→ **Data segment**
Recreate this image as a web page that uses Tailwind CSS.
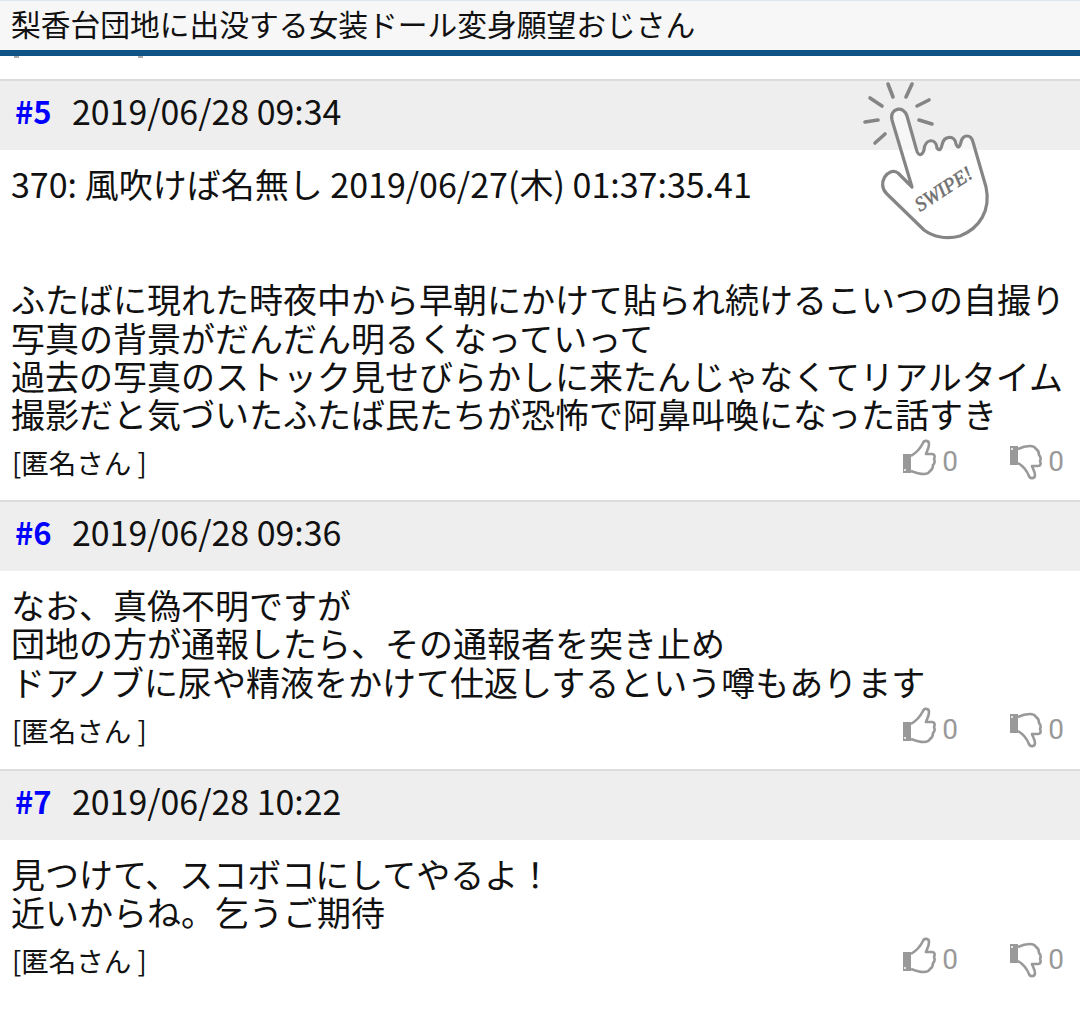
<!DOCTYPE html>
<html lang="ja"><head><meta charset="utf-8"><script src="https://cdn.jsdelivr.net/npm/@tailwindcss/browser@4"></script></head>
<body class="bg-white overflow-hidden font-['Noto_Sans_CJK_JP','Noto_Sans',sans-serif] text-[#111]">
<div class="w-[1080px] h-[1015px] relative overflow-hidden">
<div class="h-[56px] bg-[#f7f7f7] border-t border-[#dfe6f2] border-b-[6px] border-b-[#0f5284] pl-[11px] text-[29.75px] leading-[45px] whitespace-nowrap">梨香台団地に出没する女装ドール変身願望おじさん</div>
<div class="h-[23px] relative"><i class="absolute left-[14px] top-0 w-[5px] h-[2px] bg-[#aaa]"></i><i class="absolute left-[138px] top-0 w-[5px] h-[2px] bg-[#aaa]"></i></div>

<section class="h-[421px] border-t-2 border-[#dcdcdc] flex flex-col">
<div class="h-[69px] shrink-0 bg-[#eeeeee] flex items-center pb-[10px] pl-[15px] text-[33.9px] leading-[50px]"><b class="text-[#0000ff] w-[57px] text-[31px]">#5</b><span>2019/06/28 09:34</span></div>
<div class="pl-[11px] pt-[15px] text-[34px] leading-[38.4px] whitespace-nowrap">370: 風吹けば名無し 2019/06/27(木) 01:37:35.41<br><br><br>ふたばに現れた時夜中から早朝にかけて貼られ続けるこいつの自撮り<br>写真の背景がだんだん明るくなっていって<br>過去の写真のストック見せびらかしに来たんじゃなくてリアルタイム<br>撮影だと気づいたふたば民たちが恐怖で阿鼻叫喚になった話すき</div>
<div class="flex items-center justify-between pl-[12px] pr-[16px] mt-[3px] text-[27.5px] leading-[50px]"><span>[匿名さん ]</span>
<div class="flex items-center text-[#999] text-[28px] font-['Roboto',sans-serif]">
<svg class="w-[34px] h-[38px] mb-[8px]" viewBox="0 0 34 38"><path d="M1 15h8v19H1z" fill="#999"/><circle cx="3" cy="31" r="1" fill="#fff"/><path d="M9 17c5-3 9-7 12-13 1-3 6-3 6 1 0 4-2 7-3 10h6c3 0 3 3 2 5 1 2 1 4-1 6 0 3-1 5-3 6-1 2-3 3-6 3-5 0-8-1-13-3" fill="none" stroke="#999" stroke-width="2.6" stroke-linejoin="round"/></svg>
<span class="ml-[6px] w-[66px]">0</span>
<svg class="w-[34px] h-[38px]" viewBox="0 0 34 38"><path d="M2 3h8v19H2z" fill="#999"/><circle cx="4" cy="6" r="1" fill="#fff"/><path d="M10 20c5 3 9 8 11 13 1 3 6 3 6-1 0-3-2-6-3-9h6c3 0 3-3 2-5 1-2 1-4-1-6 0-3-1-5-3-6-1-2-3-3-6-3-5 0-8 1-12 3" fill="none" stroke="#999" stroke-width="2.6" stroke-linejoin="round"/></svg>
<span class="ml-[6px]">0</span>
</div></div>
</section>

<section class="h-[269px] border-t-2 border-[#dcdcdc] flex flex-col">
<div class="h-[69px] shrink-0 bg-[#eeeeee] flex items-center pb-[10px] pl-[15px] text-[33.9px] leading-[50px]"><b class="text-[#0000ff] w-[57px] text-[31px]">#6</b><span>2019/06/28 09:36</span></div>
<div class="pl-[11px] pt-[15px] text-[34px] leading-[38.4px] whitespace-nowrap">なお、真偽不明ですが<br>団地の方が通報したら、その通報者を突き止め<br>ドアノブに尿や精液をかけて仕返しするという噂もあります</div>
<div class="flex items-center justify-between pl-[12px] pr-[16px] mt-[4px] text-[27.5px] leading-[50px]"><span>[匿名さん ]</span>
<div class="flex items-center text-[#999] text-[28px] font-['Roboto',sans-serif]">
<svg class="w-[34px] h-[38px] mb-[8px]" viewBox="0 0 34 38"><path d="M1 15h8v19H1z" fill="#999"/><circle cx="3" cy="31" r="1" fill="#fff"/><path d="M9 17c5-3 9-7 12-13 1-3 6-3 6 1 0 4-2 7-3 10h6c3 0 3 3 2 5 1 2 1 4-1 6 0 3-1 5-3 6-1 2-3 3-6 3-5 0-8-1-13-3" fill="none" stroke="#999" stroke-width="2.6" stroke-linejoin="round"/></svg>
<span class="ml-[6px] w-[66px]">0</span>
<svg class="w-[34px] h-[38px]" viewBox="0 0 34 38"><path d="M2 3h8v19H2z" fill="#999"/><circle cx="4" cy="6" r="1" fill="#fff"/><path d="M10 20c5 3 9 8 11 13 1 3 6 3 6-1 0-3-2-6-3-9h6c3 0 3-3 2-5 1-2 1-4-1-6 0-3-1-5-3-6-1-2-3-3-6-3-5 0-8 1-12 3" fill="none" stroke="#999" stroke-width="2.6" stroke-linejoin="round"/></svg>
<span class="ml-[6px]">0</span>
</div></div>
</section>

<section class="border-t-2 border-[#dcdcdc] flex flex-col">
<div class="h-[69px] shrink-0 bg-[#eeeeee] flex items-center pb-[10px] pl-[15px] text-[33.9px] leading-[50px]"><b class="text-[#0000ff] w-[57px] text-[31px]">#7</b><span>2019/06/28 10:22</span></div>
<div class="pl-[11px] pt-[15px] text-[34px] leading-[38.4px] whitespace-nowrap">見つけて、スコボコにしてやるよ！<br>近いからね。乞うご期待</div>
<div class="flex items-center justify-between pl-[12px] pr-[16px] mt-[3px] text-[27.5px] leading-[50px]"><span>[匿名さん ]</span>
<div class="flex items-center text-[#999] text-[28px] font-['Roboto',sans-serif]">
<svg class="w-[34px] h-[38px] mb-[8px]" viewBox="0 0 34 38"><path d="M1 15h8v19H1z" fill="#999"/><circle cx="3" cy="31" r="1" fill="#fff"/><path d="M9 17c5-3 9-7 12-13 1-3 6-3 6 1 0 4-2 7-3 10h6c3 0 3 3 2 5 1 2 1 4-1 6 0 3-1 5-3 6-1 2-3 3-6 3-5 0-8-1-13-3" fill="none" stroke="#999" stroke-width="2.6" stroke-linejoin="round"/></svg>
<span class="ml-[6px] w-[66px]">0</span>
<svg class="w-[34px] h-[38px]" viewBox="0 0 34 38"><path d="M2 3h8v19H2z" fill="#999"/><circle cx="4" cy="6" r="1" fill="#fff"/><path d="M10 20c5 3 9 8 11 13 1 3 6 3 6-1 0-3-2-6-3-9h6c3 0 3-3 2-5 1-2 1-4-1-6 0-3-1-5-3-6-1-2-3-3-6-3-5 0-8 1-12 3" fill="none" stroke="#999" stroke-width="2.6" stroke-linejoin="round"/></svg>
<span class="ml-[6px]">0</span>
</div></div>
</section>

<svg class="absolute left-[840px] top-[60px] w-[240px] h-[200px]" viewBox="0 0 240 200" fill="none" stroke="#858585" stroke-linecap="round" stroke-linejoin="round">
<g stroke-width="3.6"><path d="M48 24l5 13M72 24l-6 13M30 38l12 8M89 40l-12 6M25 62l13-2M79 60l13 4M35 83l10-9"/></g>
<path stroke-width="3.2" fill="#fff" fill-opacity=".55" d="M72 127L52 60C49 48 64 45 67 56L76 88C78 97 82 96 84 90C85 78 96 78 97 88C99 91 101 90 102 85C104 75 115 75 116 84C118 89 120 87 121 82C123 74 131 74 133 82L146 127C151 150 140 168 120 176C105 180 92 176 84 170L47 134C36 124 48 106 58 113Z"/>
<text transform="translate(80 152) rotate(-33)" font-family="Liberation Serif" font-style="italic" font-size="20" fill="#707070" stroke="#707070" stroke-width=".5">SWIPE!</text>
</svg>
</div>
</body></html>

→ **Exercise instructions**
Restate the listing above word for word, and skip the pictures.

→ **Exercise output**
Recreate this image as a web page that uses Tailwind CSS.
<!DOCTYPE html>
<html lang="ja"><head><meta charset="utf-8"><script src="https://cdn.jsdelivr.net/npm/@tailwindcss/browser@4"></script></head>
<body class="bg-white overflow-hidden font-['Noto_Sans_CJK_JP','Noto_Sans',sans-serif] text-[#111]">
<div class="w-[1080px] h-[1015px] relative overflow-hidden">
<div class="h-[56px] bg-[#f7f7f7] border-t border-[#dfe6f2] border-b-[6px] border-b-[#0f5284] pl-[11px] text-[29.75px] leading-[45px] whitespace-nowrap">梨香台団地に出没する女装ドール変身願望おじさん</div>
<div class="h-[23px] relative"><i class="absolute left-[14px] top-0 w-[5px] h-[2px] bg-[#aaa]"></i><i class="absolute left-[138px] top-0 w-[5px] h-[2px] bg-[#aaa]"></i></div>

<section class="h-[421px] border-t-2 border-[#dcdcdc] flex flex-col">
<div class="h-[69px] shrink-0 bg-[#eeeeee] flex items-center pb-[10px] pl-[15px] text-[33.9px] leading-[50px]"><b class="text-[#0000ff] w-[57px] text-[31px]">#5</b><span>2019/06/28 09:34</span></div>
<div class="pl-[11px] pt-[15px] text-[34px] leading-[38.4px] whitespace-nowrap">370: 風吹けば名無し 2019/06/27(木) 01:37:35.41<br><br><br>ふたばに現れた時夜中から早朝にかけて貼られ続けるこいつの自撮り<br>写真の背景がだんだん明るくなっていって<br>過去の写真のストック見せびらかしに来たんじゃなくてリアルタイム<br>撮影だと気づいたふたば民たちが恐怖で阿鼻叫喚になった話すき</div>
<div class="flex items-center justify-between pl-[12px] pr-[16px] mt-[3px] text-[27.5px] leading-[50px]"><span>[匿名さん ]</span>
<div class="flex items-center text-[#999] text-[28px] font-['Roboto',sans-serif]">
<svg class="w-[34px] h-[38px] mb-[8px]" viewBox="0 0 34 38"><path d="M1 15h8v19H1z" fill="#999"/><circle cx="3" cy="31" r="1" fill="#fff"/><path d="M9 17c5-3 9-7 12-13 1-3 6-3 6 1 0 4-2 7-3 10h6c3 0 3 3 2 5 1 2 1 4-1 6 0 3-1 5-3 6-1 2-3 3-6 3-5 0-8-1-13-3" fill="none" stroke="#999" stroke-width="2.6" stroke-linejoin="round"/></svg>
<span class="ml-[6px] w-[66px]">0</span>
<svg class="w-[34px] h-[38px]" viewBox="0 0 34 38"><path d="M2 3h8v19H2z" fill="#999"/><circle cx="4" cy="6" r="1" fill="#fff"/><path d="M10 20c5 3 9 8 11 13 1 3 6 3 6-1 0-3-2-6-3-9h6c3 0 3-3 2-5 1-2 1-4-1-6 0-3-1-5-3-6-1-2-3-3-6-3-5 0-8 1-12 3" fill="none" stroke="#999" stroke-width="2.6" stroke-linejoin="round"/></svg>
<span class="ml-[6px]">0</span>
</div></div>
</section>

<section class="h-[269px] border-t-2 border-[#dcdcdc] flex flex-col">
<div class="h-[69px] shrink-0 bg-[#eeeeee] flex items-center pb-[10px] pl-[15px] text-[33.9px] leading-[50px]"><b class="text-[#0000ff] w-[57px] text-[31px]">#6</b><span>2019/06/28 09:36</span></div>
<div class="pl-[11px] pt-[15px] text-[34px] leading-[38.4px] whitespace-nowrap">なお、真偽不明ですが<br>団地の方が通報したら、その通報者を突き止め<br>ドアノブに尿や精液をかけて仕返しするという噂もあります</div>
<div class="flex items-center justify-between pl-[12px] pr-[16px] mt-[4px] text-[27.5px] leading-[50px]"><span>[匿名さん ]</span>
<div class="flex items-center text-[#999] text-[28px] font-['Roboto',sans-serif]">
<svg class="w-[34px] h-[38px] mb-[8px]" viewBox="0 0 34 38"><path d="M1 15h8v19H1z" fill="#999"/><circle cx="3" cy="31" r="1" fill="#fff"/><path d="M9 17c5-3 9-7 12-13 1-3 6-3 6 1 0 4-2 7-3 10h6c3 0 3 3 2 5 1 2 1 4-1 6 0 3-1 5-3 6-1 2-3 3-6 3-5 0-8-1-13-3" fill="none" stroke="#999" stroke-width="2.6" stroke-linejoin="round"/></svg>
<span class="ml-[6px] w-[66px]">0</span>
<svg class="w-[34px] h-[38px]" viewBox="0 0 34 38"><path d="M2 3h8v19H2z" fill="#999"/><circle cx="4" cy="6" r="1" fill="#fff"/><path d="M10 20c5 3 9 8 11 13 1 3 6 3 6-1 0-3-2-6-3-9h6c3 0 3-3 2-5 1-2 1-4-1-6 0-3-1-5-3-6-1-2-3-3-6-3-5 0-8 1-12 3" fill="none" stroke="#999" stroke-width="2.6" stroke-linejoin="round"/></svg>
<span class="ml-[6px]">0</span>
</div></div>
</section>

<section class="border-t-2 border-[#dcdcdc] flex flex-col">
<div class="h-[69px] shrink-0 bg-[#eeeeee] flex items-center pb-[10px] pl-[15px] text-[33.9px] leading-[50px]"><b class="text-[#0000ff] w-[57px] text-[31px]">#7</b><span>2019/06/28 10:22</span></div>
<div class="pl-[11px] pt-[15px] text-[34px] leading-[38.4px] whitespace-nowrap">見つけて、スコボコにしてやるよ！<br>近いからね。乞うご期待</div>
<div class="flex items-center justify-between pl-[12px] pr-[16px] mt-[3px] text-[27.5px] leading-[50px]"><span>[匿名さん ]</span>
<div class="flex items-center text-[#999] text-[28px] font-['Roboto',sans-serif]">
<svg class="w-[34px] h-[38px] mb-[8px]" viewBox="0 0 34 38"><path d="M1 15h8v19H1z" fill="#999"/><circle cx="3" cy="31" r="1" fill="#fff"/><path d="M9 17c5-3 9-7 12-13 1-3 6-3 6 1 0 4-2 7-3 10h6c3 0 3 3 2 5 1 2 1 4-1 6 0 3-1 5-3 6-1 2-3 3-6 3-5 0-8-1-13-3" fill="none" stroke="#999" stroke-width="2.6" stroke-linejoin="round"/></svg>
<span class="ml-[6px] w-[66px]">0</span>
<svg class="w-[34px] h-[38px]" viewBox="0 0 34 38"><path d="M2 3h8v19H2z" fill="#999"/><circle cx="4" cy="6" r="1" fill="#fff"/><path d="M10 20c5 3 9 8 11 13 1 3 6 3 6-1 0-3-2-6-3-9h6c3 0 3-3 2-5 1-2 1-4-1-6 0-3-1-5-3-6-1-2-3-3-6-3-5 0-8 1-12 3" fill="none" stroke="#999" stroke-width="2.6" stroke-linejoin="round"/></svg>
<span class="ml-[6px]">0</span>
</div></div>
</section>

<svg class="absolute left-[840px] top-[60px] w-[240px] h-[200px]" viewBox="0 0 240 200" fill="none" stroke="#858585" stroke-linecap="round" stroke-linejoin="round">
<g stroke-width="3.6"><path d="M48 24l5 13M72 24l-6 13M30 38l12 8M89 40l-12 6M25 62l13-2M79 60l13 4M35 83l10-9"/></g>
<path stroke-width="3.2" fill="#fff" fill-opacity=".55" d="M72 127L52 60C49 48 64 45 67 56L76 88C78 97 82 96 84 90C85 78 96 78 97 88C99 91 101 90 102 85C104 75 115 75 116 84C118 89 120 87 121 82C123 74 131 74 133 82L146 127C151 150 140 168 120 176C105 180 92 176 84 170L47 134C36 124 48 106 58 113Z"/>
<text transform="translate(80 152) rotate(-33)" font-family="Liberation Serif" font-style="italic" font-size="20" fill="#707070" stroke="#707070" stroke-width=".5">SWIPE!</text>
</svg>
</div>
</body></html>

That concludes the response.